発作が起こるトリガーを考える必要があります。
電車だけではなく、野球の試合・舞台・コンサートなど、人混みがとくに多い場所に行くと症状が出やすくなります。
それぞれの場面は違いますが、共通しているのは「扁桃体が目の前のことを危険だと察知している」ということです。
現実的に危険なことが起きているときは、自分の身を守る行動をすると思います。
ですが、実際は危険なことではなく、何も起きていなくても、扁桃体は危険だと察知している状態なのです。
- 人目が気になる
- 見られている感じがする
- 何かに追われている
- 攻撃されそう
そんな感覚はすべて、危険察知からくる“反応”です。
公共の場で起こる適応障害への対処は、「事実と危険だと思っている事象を切り分ける」ことです。

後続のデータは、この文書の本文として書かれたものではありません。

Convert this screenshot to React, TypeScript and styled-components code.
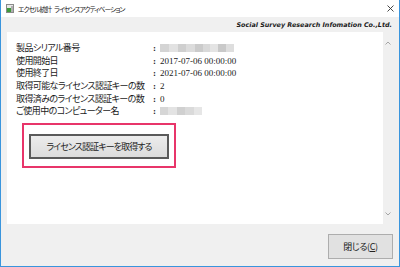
import React, { FC } from "react";
import styled, { createGlobalStyle } from "styled-components";

const GlobalStyle = createGlobalStyle`
  html, body {
    margin: 0;
    padding: 0;
    background: #ffffff;
  }
`;

const Window = styled.div`
  width: 400px;
  height: 267px;
  box-sizing: border-box;
  border: 1px solid #3a95dd;
  border-top: none;
  background: #f0f0f0;
  display: flex;
  flex-flow: column;
  font-family: "Noto Sans CJK JP", "Noto Sans", sans-serif;
  font-feature-settings: "palt" 1;
  color: #1a1a1a;
`;

const TitleBar = styled.div`
  height: 17px;
  background: #ffffff;
  display: flex;
  align-items: center;
  padding: 0 5px 0 5px;
  gap: 4px;
`;

const TitleText = styled.div`
  flex: 1;
  display: flex;
  gap: 3px;
  white-space: nowrap;
  font-size: 6.8px;
  letter-spacing: -1px;
  color: #222;
`;

const CloseX = styled.div`
  width: 8px;
  height: 8px;
  display: flex;
  align-items: center;
  justify-content: center;
`;

const CompanyBar = styled.div`
  height: 15px;
  display: flex;
  align-items: center;
  justify-content: flex-end;
  padding-right: 7px;
  font-family: "DejaVu Sans", "Liberation Sans", sans-serif;
  font-style: italic;
  font-weight: 700;
  font-size: 6.4px;
  color: #1a1a1a;
  white-space: nowrap;
`;

const Content = styled.div`
  height: 192px;
  margin: 0 6px;
  background: #ffffff;
  display: flex;
`;

const Body = styled.div`
  flex: 1;
  padding: 10px 0 0 9px;
  display: flex;
  flex-flow: column;
`;

const InfoGrid = styled.div`
  display: grid;
  grid-template-columns: 136px 8px auto;
  grid-auto-rows: 12.6px;
  align-items: center;
  font-size: 9px;
`;

const Label = styled.div`
  white-space: nowrap;
  letter-spacing: -0.6px;
  line-height: 12px;
`;

const Colon = styled.div`
  font-family: "Liberation Serif", serif;
  font-weight: 700;
  font-size: 9px;
  padding-left: 1px;
`;

const Value = styled.div`
  font-family: "Liberation Serif", serif;
  font-size: 9px;
  white-space: nowrap;
`;

const Blur = styled.div`
  display: flex;
  height: 8px;
`;

const BlurCell = styled.div<{ w: number; shade: string }>`
  width: ${({ w }) => w}px;
  height: 100%;
  background: ${({ shade }) => shade};
`;

const Highlight = styled.div`
  width: 154px;
  height: 45px;
  box-sizing: border-box;
  margin: 5px 0 0 6px;
  border: 2px solid #e8356a;
  padding: 6px 5px 0 5px;
`;

const GetKeyButton = styled.button`
  width: 140px;
  height: 25px;
  box-sizing: border-box;
  border: 2px solid #5a5a5a;
  background: linear-gradient(#ececec, #dcdcdc);
  font-family: inherit;
  font-feature-settings: "palt" 1;
  font-size: 9px;
  letter-spacing: -0.9px;
  color: #222;
  padding: 0;
`;

const Scrollbar = styled.div`
  width: 10px;
  background: #f0f0f0;
  display: flex;
  flex-flow: column;
  justify-content: space-between;
  align-items: center;
  padding: 9px 0 8px;
`;

const Footer = styled.div`
  flex: 1;
  display: flex;
  justify-content: flex-end;
  align-items: flex-start;
  padding: 10px 6px 0 0;
`;

const CloseButton = styled.button`
  width: 65px;
  height: 25px;
  box-sizing: border-box;
  border: 1px solid #adadad;
  background: #e1e1e1;
  font-family: inherit;
  font-feature-settings: "palt" 1;
  font-size: 9px;
  letter-spacing: -0.4px;
  color: #222;
  padding: 0;
`;

const Underline = styled.span`
  text-decoration: underline;
`;

const serialBlur = [
  { w: 9, shade: "#d4d4d4" },
  { w: 9, shade: "#e2e2e2" },
  { w: 8, shade: "#cfcfcf" },
  { w: 9, shade: "#dcdcdc" },
  { w: 8, shade: "#cbcbcb" },
  { w: 7, shade: "#d9d9d9" },
  { w: 8, shade: "#e4e4e4" },
  { w: 8, shade: "#c9c9c9" },
  { w: 8, shade: "#dedede" },
];

const pcBlur = [
  { w: 8, shade: "#d6d6d6" },
  { w: 9, shade: "#e3e3e3" },
  { w: 8, shade: "#d0d0d0" },
  { w: 9, shade: "#dadada" },
  { w: 8, shade: "#e6e6e6" },
];

const rows = [
  { label: "製品シリアル番号", blur: serialBlur },
  { label: "使用開始日", value: "2017-07-06 00:00:00" },
  { label: "使用終了日", value: "2021-07-06 00:00:00" },
  { label: "取得可能なライセンス認証キーの数", value: "2" },
  { label: "取得済みのライセンス認証キーの数", value: "0" },
  { label: "ご使用中のコンピューター名", blur: pcBlur },
];

const AppIcon: FC = () => (
  <svg width="8" height="9" viewBox="0 0 8 9">
    <rect x="0.5" y="0.5" width="7" height="8" fill="#e8e8e8" stroke="#8a8a8a" />
    <rect x="1" y="4" width="4" height="4" fill="#3f9b3a" />
    <rect x="5" y="2" width="2" height="6" fill="#b0b0b0" />
  </svg>
);

const Chevron: FC<{ up?: boolean }> = ({ up }) => (
  <svg width="6" height="4" viewBox="0 0 6 4">
    <path
      d={up ? "M0.5 3.5 L3 1 L5.5 3.5" : "M0.5 0.5 L3 3 L5.5 0.5"}
      fill="none"
      stroke="#a6a6a6"
      strokeWidth="1"
    />
  </svg>
);

export default function App() {
  return (
    <>
      <GlobalStyle />
      <Window>
        <TitleBar>
          <AppIcon />
          <TitleText>
            <span>エクセル統計</span>
            <span>ライセンスアクティベーション</span>
          </TitleText>
          <CloseX>
            <svg width="7" height="7" viewBox="0 0 7 7">
              <path d="M0.5 0.5 L6.5 6.5 M6.5 0.5 L0.5 6.5" stroke="#333" strokeWidth="0.9" />
            </svg>
          </CloseX>
        </TitleBar>
        <CompanyBar>Social Survey Research Infomation Co.,Ltd.</CompanyBar>
        <Content>
          <Body>
            <InfoGrid>
              {rows.map(({ label, value, blur }) => (
                <React.Fragment key={label}>
                  <Label>{label}</Label>
                  <Colon>:</Colon>
                  {blur ? (
                    <Blur>
                      {blur.map((b, i) => (
                        <BlurCell key={i} w={b.w} shade={b.shade} />
                      ))}
                    </Blur>
                  ) : (
                    <Value>{value}</Value>
                  )}
                </React.Fragment>
              ))}
            </InfoGrid>
            <Highlight>
              <GetKeyButton>ライセンス認証キーを取得する</GetKeyButton>
            </Highlight>
          </Body>
          <Scrollbar>
            <Chevron up />
            <Chevron />
          </Scrollbar>
        </Content>
        <Footer>
          <CloseButton>
            閉じる(<Underline>C</Underline>)
          </CloseButton>
        </Footer>
      </Window>
    </>
  );
}
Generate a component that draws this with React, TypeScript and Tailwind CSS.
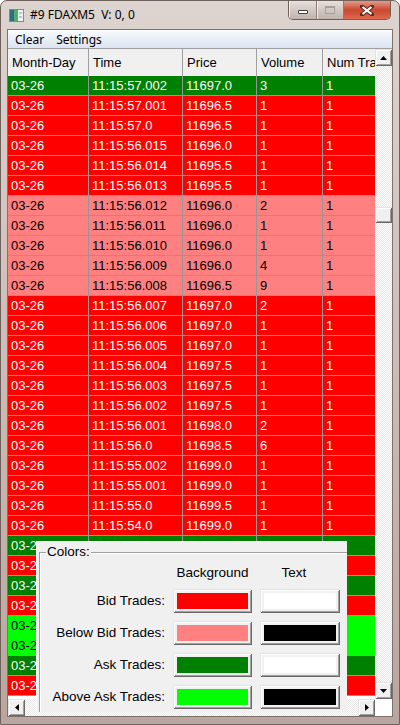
import { Fragment } from "react";

type Kind = "bid" | "below" | "ask" | "above";

const trades: [string, string, string, string, Kind][] = [
  ["11:15:57.002", "11697.0", "3", "1", "ask"],
  ["11:15:57.001", "11696.5", "1", "1", "bid"],
  ["11:15:57.0", "11696.5", "1", "1", "bid"],
  ["11:15:56.015", "11696.0", "1", "1", "bid"],
  ["11:15:56.014", "11695.5", "1", "1", "bid"],
  ["11:15:56.013", "11695.5", "1", "1", "bid"],
  ["11:15:56.012", "11696.0", "2", "1", "below"],
  ["11:15:56.011", "11696.0", "1", "1", "below"],
  ["11:15:56.010", "11696.0", "1", "1", "below"],
  ["11:15:56.009", "11696.0", "4", "1", "below"],
  ["11:15:56.008", "11696.5", "9", "1", "below"],
  ["11:15:56.007", "11697.0", "2", "1", "bid"],
  ["11:15:56.006", "11697.0", "1", "1", "bid"],
  ["11:15:56.005", "11697.0", "1", "1", "bid"],
  ["11:15:56.004", "11697.5", "1", "1", "bid"],
  ["11:15:56.003", "11697.5", "1", "1", "bid"],
  ["11:15:56.002", "11697.5", "1", "1", "bid"],
  ["11:15:56.001", "11698.0", "2", "1", "bid"],
  ["11:15:56.0", "11698.5", "6", "1", "bid"],
  ["11:15:55.002", "11699.0", "1", "1", "bid"],
  ["11:15:55.001", "11699.0", "1", "1", "bid"],
  ["11:15:55.0", "11699.5", "1", "1", "bid"],
  ["11:15:54.0", "11699.0", "1", "1", "bid"],
  ["11:15:48.003", "11699.5", "1", "1", "ask"],
  ["11:15:48.002", "11699.0", "1", "1", "bid"],
  ["11:15:48.001", "11699.5", "1", "1", "ask"],
  ["11:15:48.0", "11699.0", "1", "1", "bid"],
  ["11:15:47.002", "11700.0", "1", "1", "above"],
  ["11:15:47.001", "11700.0", "1", "1", "above"],
  ["11:15:47.0", "11699.5", "1", "1", "ask"],
  ["11:15:46.0", "11699.0", "1", "1", "bid"],
];

const rowColors: Record<Kind, string> = {
  bid: "bg-[#ff0000] text-white",
  below: "bg-[#ff8080] text-black",
  ask: "bg-[#008000] text-white",
  above: "bg-[#00ff00] text-black",
};

const columns = ["Month-Day", "Time", "Price", "Volume", "Num Trades"];

const colorRows = [
  ["Bid Trades:", "#ff0000", "#ffffff"],
  ["Below Bid Trades:", "#ff8080", "#000000"],
  ["Ask Trades:", "#008000", "#ffffff"],
  ["Above Ask Trades:", "#00ff00", "#000000"],
];

const raised =
  "bg-[#f0f0f0] shadow-[inset_1px_1px_0_#e3e3e3,inset_-1px_-1px_0_#696969,inset_2px_2px_0_#ffffff,inset_-2px_-2px_0_#a0a0a0]";

const track =
  "bg-[image:repeating-conic-gradient(#e6e6e6_0%_25%,#ffffff_0%_50%)] bg-[length:2px_2px]";

function Arrow({ dir }: { dir: "up" | "down" | "left" | "right" }) {
  const points = {
    up: "0,4 3.5,0 7,4",
    down: "0,0 7,0 3.5,4",
    left: "4,0 4,7 0,3.5",
    right: "0,0 0,7 4,3.5",
  }[dir];
  const vertical = dir === "up" || dir === "down";
  return (
    <svg width={vertical ? 7 : 4} height={vertical ? 4 : 7}>
      <polygon points={points} fill="#000" />
    </svg>
  );
}

function ScrollButton({ dir }: { dir: "up" | "down" | "left" | "right" }) {
  return (
    <div className={`flex h-[17px] w-[17px] shrink-0 items-center justify-center ${raised}`}>
      <Arrow dir={dir} />
    </div>
  );
}

function ColorButton({ color }: { color: string }) {
  return (
    <div className={`h-[24px] p-[4px] ${raised}`}>
      <div className="h-full w-full" style={{ backgroundColor: color }} />
    </div>
  );
}

function AppIcon() {
  return (
    <svg width="15" height="13" viewBox="0 0 15 13">
      <rect x="0.5" y="0.5" width="14" height="12" fill="#eef2f4" stroke="#7f8a90" />
      <rect x="1" y="1" width="4" height="11" fill="#2b6f86" />
      <rect x="5" y="1" width="4" height="11" fill="#4fae6a" />
      <rect x="10" y="3" width="3" height="2" fill="#b9c6cc" />
      <rect x="10" y="7" width="3" height="2" fill="#b9c6cc" />
    </svg>
  );
}

function CaptionButtons() {
  return (
    <div className="mr-[8px] ml-auto flex h-[19px] overflow-hidden rounded-b-[5px] border border-t-0 border-[#6d605b]">
      <div className="flex w-[28px] items-end justify-center border-r border-[#8a7d78] bg-linear-to-b from-[#e7e0dd] via-[#d2c8c4] to-[#c1b3ad] pb-[5px] shadow-[inset_1px_0_0_#f4efed]">
        <div className="h-[4px] w-[10px] rounded-[1px] border border-[#40403f] bg-white" />
      </div>
      <div className="flex w-[27px] items-center justify-center border-r border-[#8a7d78] bg-linear-to-b from-[#e7e0dd] via-[#d2c8c4] to-[#c1b3ad] shadow-[inset_1px_0_0_#f4efed]">
        <div className="h-[8px] w-[10px] border border-t-2 border-[#a99e9a]" />
      </div>
      <div className="flex w-[46px] items-center justify-center bg-linear-to-b from-[#e49a88] via-[#c9472f] to-[#dd6a4d]">
        <svg width="14" height="11" viewBox="0 0 14 11">
          <path d="M2 1.5 L12 9.5 M12 1.5 L2 9.5" stroke="#5a2a22" strokeWidth="4" strokeLinecap="square" />
          <path d="M2.5 2 L11.5 9 M11.5 2 L2.5 9" stroke="#ffffff" strokeWidth="2.2" />
        </svg>
      </div>
    </div>
  );
}

export default function App() {
  return (
    <div className="flex h-[725px] w-[400px] flex-col overflow-hidden rounded-t-[7px] border border-[#6f625d] bg-linear-to-b from-[#ddd4d0] via-[#cbbdb7] to-[#b9a69e] font-['Liberation_Sans',Arial,sans-serif]">
      {/* caption */}
      <div className="flex h-[28px] shrink-0 items-start">
        <div className="mt-[7px] ml-[8px] flex items-center gap-[6px]">
          <AppIcon />
          <span className="font-['Noto_Sans',sans-serif] text-[12px] leading-[14px] text-black">
            #9 FDAXM5&nbsp; V: 0, 0
          </span>
        </div>
        <CaptionButtons />
      </div>

      {/* client */}
      <div className="mx-[6px] mb-[7px] flex flex-1 flex-col border border-[#7d716c] bg-white">
        <div className="flex h-[18px] shrink-0 items-center gap-[12px] border-t border-white bg-linear-to-b from-[#f7f9fc] to-[#dbe4f1] pl-[7px] font-['Noto_Sans',sans-serif] text-[12px] text-black">
          <span>Clear</span>
          <span>Settings</span>
        </div>

        <div className="relative flex flex-1 flex-col border-t border-[#a0a0a0]">
          <div className="flex flex-1">
            <div className="flex-1 overflow-hidden">
              <div className="grid w-[395px] grid-cols-[81px_94px_74px_66px_80px] text-[13px]">
                {columns.map((c) => (
                  <div
                    key={c}
                    className="flex h-[27px] items-center border-r border-[#a0a0a0] bg-[#f0f0f0] px-[4px] pt-[1px] whitespace-nowrap text-black"
                  >
                    {c}
                  </div>
                ))}
                {trades.map(([time, price, vol, num, kind], i) => {
                  const cells = ["03-26", time, price, vol, num];
                  return cells.map((v, j) => (
                    <div
                      key={`${i}-${j}`}
                      className={`flex h-[20px] items-center border-r border-b border-[#969696] px-[3px] whitespace-nowrap ${rowColors[kind]}`}
                    >
                      {v}
                    </div>
                  ));
                })}
              </div>
            </div>

            {/* vertical scrollbar */}
            <div className={`flex w-[17px] flex-col ${track}`}>
              <ScrollButton dir="up" />
              <div className="h-[141px]" />
              <div className={`h-[16px] w-[17px] ${raised}`} />
              <div className="flex-1" />
              <ScrollButton dir="down" />
            </div>
          </div>

          {/* horizontal scrollbar */}
          <div className="flex h-[17px] shrink-0">
            <div className={`flex flex-1 justify-between ${track}`}>
              <ScrollButton dir="left" />
              <ScrollButton dir="right" />
            </div>
            <div className="w-[17px] bg-white" />
          </div>

          {/* colors dialog */}
          <div className="absolute top-[492px] left-[28px] h-[171px] w-[311px] overflow-hidden border-t border-l border-white bg-[#f0f0f0] pt-[10px] pl-[2px] text-[13.5px] text-black">
            <div className="relative h-full border-t border-l border-[#a0a0a0] shadow-[inset_1px_1px_0_#ffffff]">
              <span className="absolute -top-[9px] left-[6px] bg-[#f0f0f0] px-[1px] leading-[16px]">
                Colors:
              </span>
              <div className="grid grid-cols-[125px_79px_80px] gap-x-[8px] gap-y-[8px] pt-[12px]">
                <div className="h-[16px]" />
                <div className="text-center leading-[16px]">Background</div>
                <div className="pr-[12px] text-center leading-[16px]">Text</div>
                {colorRows.map(([label, bg, fg]) => (
                  <Fragment key={label}>
                    <div className="flex h-[24px] items-center justify-end">{label}</div>
                    <ColorButton color={bg} />
                    <ColorButton color={fg} />
                  </Fragment>
                ))}
              </div>
            </div>
          </div>
        </div>
      </div>
    </div>
  );
}
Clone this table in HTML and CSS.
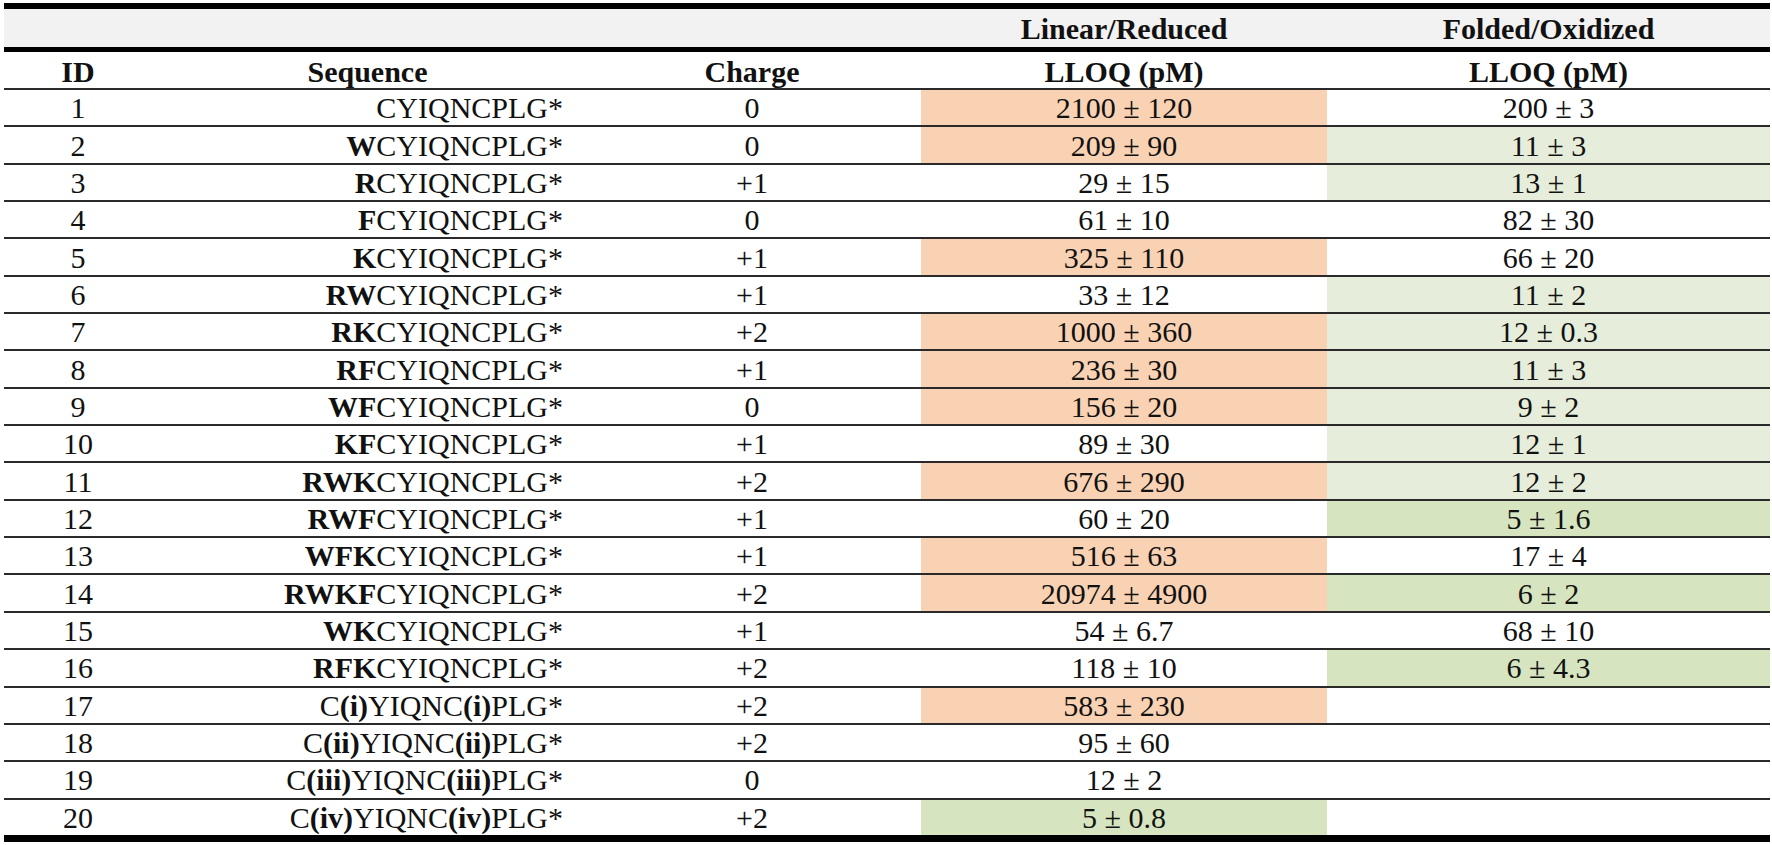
FILE: index.html
```html
<!DOCTYPE html>
<html>
<head>
<meta charset="utf-8">
<link rel="stylesheet" href="styles.css">
</head>
<body>
<table class="data">
  <colgroup>
    <col class="c-id"><col class="c-seq"><col class="c-chg"><col class="c-lin"><col class="c-fold">
  </colgroup>
  <thead>
    <tr class="group">
      <th></th><th></th><th></th><th>Linear/Reduced</th><th>Folded/Oxidized</th>
    </tr>
    <tr class="cols">
      <th>ID</th><th>Sequence</th><th>Charge</th><th>LLOQ (pM)</th><th>LLOQ (pM)</th>
    </tr>
  </thead>
  <tbody>
    <tr><td>1</td><td class="seq">CYIQNCPLG*</td><td>0</td><td class="or">2100 ± 120</td><td>200 ± 3</td></tr>
    <tr><td>2</td><td class="seq"><b>W</b>CYIQNCPLG*</td><td>0</td><td class="or">209 ± 90</td><td class="lg">11 ± 3</td></tr>
    <tr><td>3</td><td class="seq"><b>R</b>CYIQNCPLG*</td><td>+1</td><td>29 ± 15</td><td class="lg">13 ± 1</td></tr>
    <tr><td>4</td><td class="seq"><b>F</b>CYIQNCPLG*</td><td>0</td><td>61 ± 10</td><td>82 ± 30</td></tr>
    <tr><td>5</td><td class="seq"><b>K</b>CYIQNCPLG*</td><td>+1</td><td class="or">325 ± 110</td><td>66 ± 20</td></tr>
    <tr><td>6</td><td class="seq"><b>RW</b>CYIQNCPLG*</td><td>+1</td><td>33 ± 12</td><td class="lg">11 ± 2</td></tr>
    <tr><td>7</td><td class="seq"><b>RK</b>CYIQNCPLG*</td><td>+2</td><td class="or">1000 ± 360</td><td class="lg">12 ± 0.3</td></tr>
    <tr><td>8</td><td class="seq"><b>RF</b>CYIQNCPLG*</td><td>+1</td><td class="or">236 ± 30</td><td class="lg">11 ± 3</td></tr>
    <tr><td>9</td><td class="seq"><b>WF</b>CYIQNCPLG*</td><td>0</td><td class="or">156 ± 20</td><td class="lg">9 ± 2</td></tr>
    <tr><td>10</td><td class="seq"><b>KF</b>CYIQNCPLG*</td><td>+1</td><td>89 ± 30</td><td class="lg">12 ± 1</td></tr>
    <tr><td>11</td><td class="seq"><b>RWK</b>CYIQNCPLG*</td><td>+2</td><td class="or">676 ± 290</td><td class="lg">12 ± 2</td></tr>
    <tr><td>12</td><td class="seq"><b>RWF</b>CYIQNCPLG*</td><td>+1</td><td>60 ± 20</td><td class="dg">5 ± 1.6</td></tr>
    <tr><td>13</td><td class="seq"><b>WFK</b>CYIQNCPLG*</td><td>+1</td><td class="or">516 ± 63</td><td>17 ± 4</td></tr>
    <tr><td>14</td><td class="seq"><b>RWKF</b>CYIQNCPLG*</td><td>+2</td><td class="or">20974 ± 4900</td><td class="dg">6 ± 2</td></tr>
    <tr><td>15</td><td class="seq"><b>WK</b>CYIQNCPLG*</td><td>+1</td><td>54 ± 6.7</td><td>68 ± 10</td></tr>
    <tr><td>16</td><td class="seq"><b>RFK</b>CYIQNCPLG*</td><td>+2</td><td>118 ± 10</td><td class="dg">6 ± 4.3</td></tr>
    <tr><td>17</td><td class="seq">C<b>(i)</b>YIQNC<b>(i)</b>PLG*</td><td>+2</td><td class="or">583 ± 230</td><td></td></tr>
    <tr><td>18</td><td class="seq">C<b>(ii)</b>YIQNC<b>(ii)</b>PLG*</td><td>+2</td><td>95 ± 60</td><td></td></tr>
    <tr><td>19</td><td class="seq">C<b>(iii)</b>YIQNC<b>(iii)</b>PLG*</td><td>0</td><td>12 ± 2</td><td></td></tr>
    <tr class="last"><td>20</td><td class="seq">C<b>(iv)</b>YIQNC<b>(iv)</b>PLG*</td><td>+2</td><td class="dg">5 ± 0.8</td><td></td></tr>
  </tbody>
</table>
</body>
</html>
```

FILE: styles.css
```css
html, body {
  margin: 0;
  padding: 0;
  background: #ffffff;
}

.data {
  margin: 3px 0 0 4px;
  width: 1766px;
  table-layout: fixed;
  border-collapse: separate;
  border-spacing: 0;
  font-family: "Liberation Serif", "Times New Roman", serif;
  font-size: 30px;
  line-height: 1;
  color: #111;
}

.c-id { width: 148px; }
.c-seq { width: 431px; }
.c-chg { width: 338px; }
.c-lin { width: 406px; }
.c-fold { width: 443px; }

.data th, .data td {
  box-sizing: border-box;
  padding: 0;
  text-align: center;
  vertical-align: middle;
  white-space: nowrap;
}

.data th {
  font-weight: bold;
}

.group th {
  background: #f2f2f2;
  height: 49px;
  border-top: 6px solid #000;
  border-bottom: 5px solid #000;
  padding-top: 1px;
}

.cols th {
  height: 38px;
  border-bottom: 2px solid #2a2a2a;
  padding-top: 3px;
}

.data td {
  height: 37.35px;
  border-bottom: 2px solid #2a2a2a;
  padding-top: 1px;
}

.data tr.last td {
  height: 42.35px;
  border-bottom: 7px solid #000;
}

.data td.seq {
  text-align: right;
  padding-right: 20px;
}

.or { background: #f9d2b3; }
.lg { background: #e6eedb; }
.dg { background: #d7e4c0; }
```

危険だと認識しているものが、実は危険なものではないと体感できたとき、その後の人混みに対する捉え方が変わっていきます。
新しい環境での問題
- 転職をした
- 引っ越しをした
- 入学/編入した
- 異動した
- 自分は何も変わらないけれど、周囲の体制が大きく変わった
など、新しい環境になったときには、頭で思うよりも身体に影響しています。
環境が変わる、という経験は誰しもがするものです。
経験したことのないことを味わうことは不安であることまでは自覚できても、それに対する心身の影響まで気づける人は少ないです。
世の中の8割の人たちは、目の前のことで起きたことから神経処理が始まりますが、感受性の高い人たちは、物事が起きていないときから処理が始まっています。
それを象徴するのが「予測」です。
- 嫌なことが起きたらどうしよう…
- どうなってしまうのだろう…
- 上手くできるか分からない…
- 友達ができるのか…
- 自分の選択は合っていたのだろうか…
などなど、物事が起きる前に考えているとしたら、処理が深いということです。
実際にどうなるかは、その場に身を置いてみないと分かりません。
それが頭ではわかっていても、カラダはその何倍も不安を抱いているのです。
新しい環境に身を置いたときに、慣れるまでにどれくらいの時間がかかるのかを知っておくことが大切です。
2,400件を超える私のクリニックでの対話における感覚値としては、慣れるまでに1〜2ヶ月はかかっている印象です。
1日ですべてができるようになるわけではありません。
周りがすぐに慣れて馴染んでいるのに、自分だけ置いていかれている──そう思う必要はありません。
自分には自分の慣れるペースがある。
それを自覚し、日常のなかで意識しつづけることで、環境変化に対する耐性が付いていきます。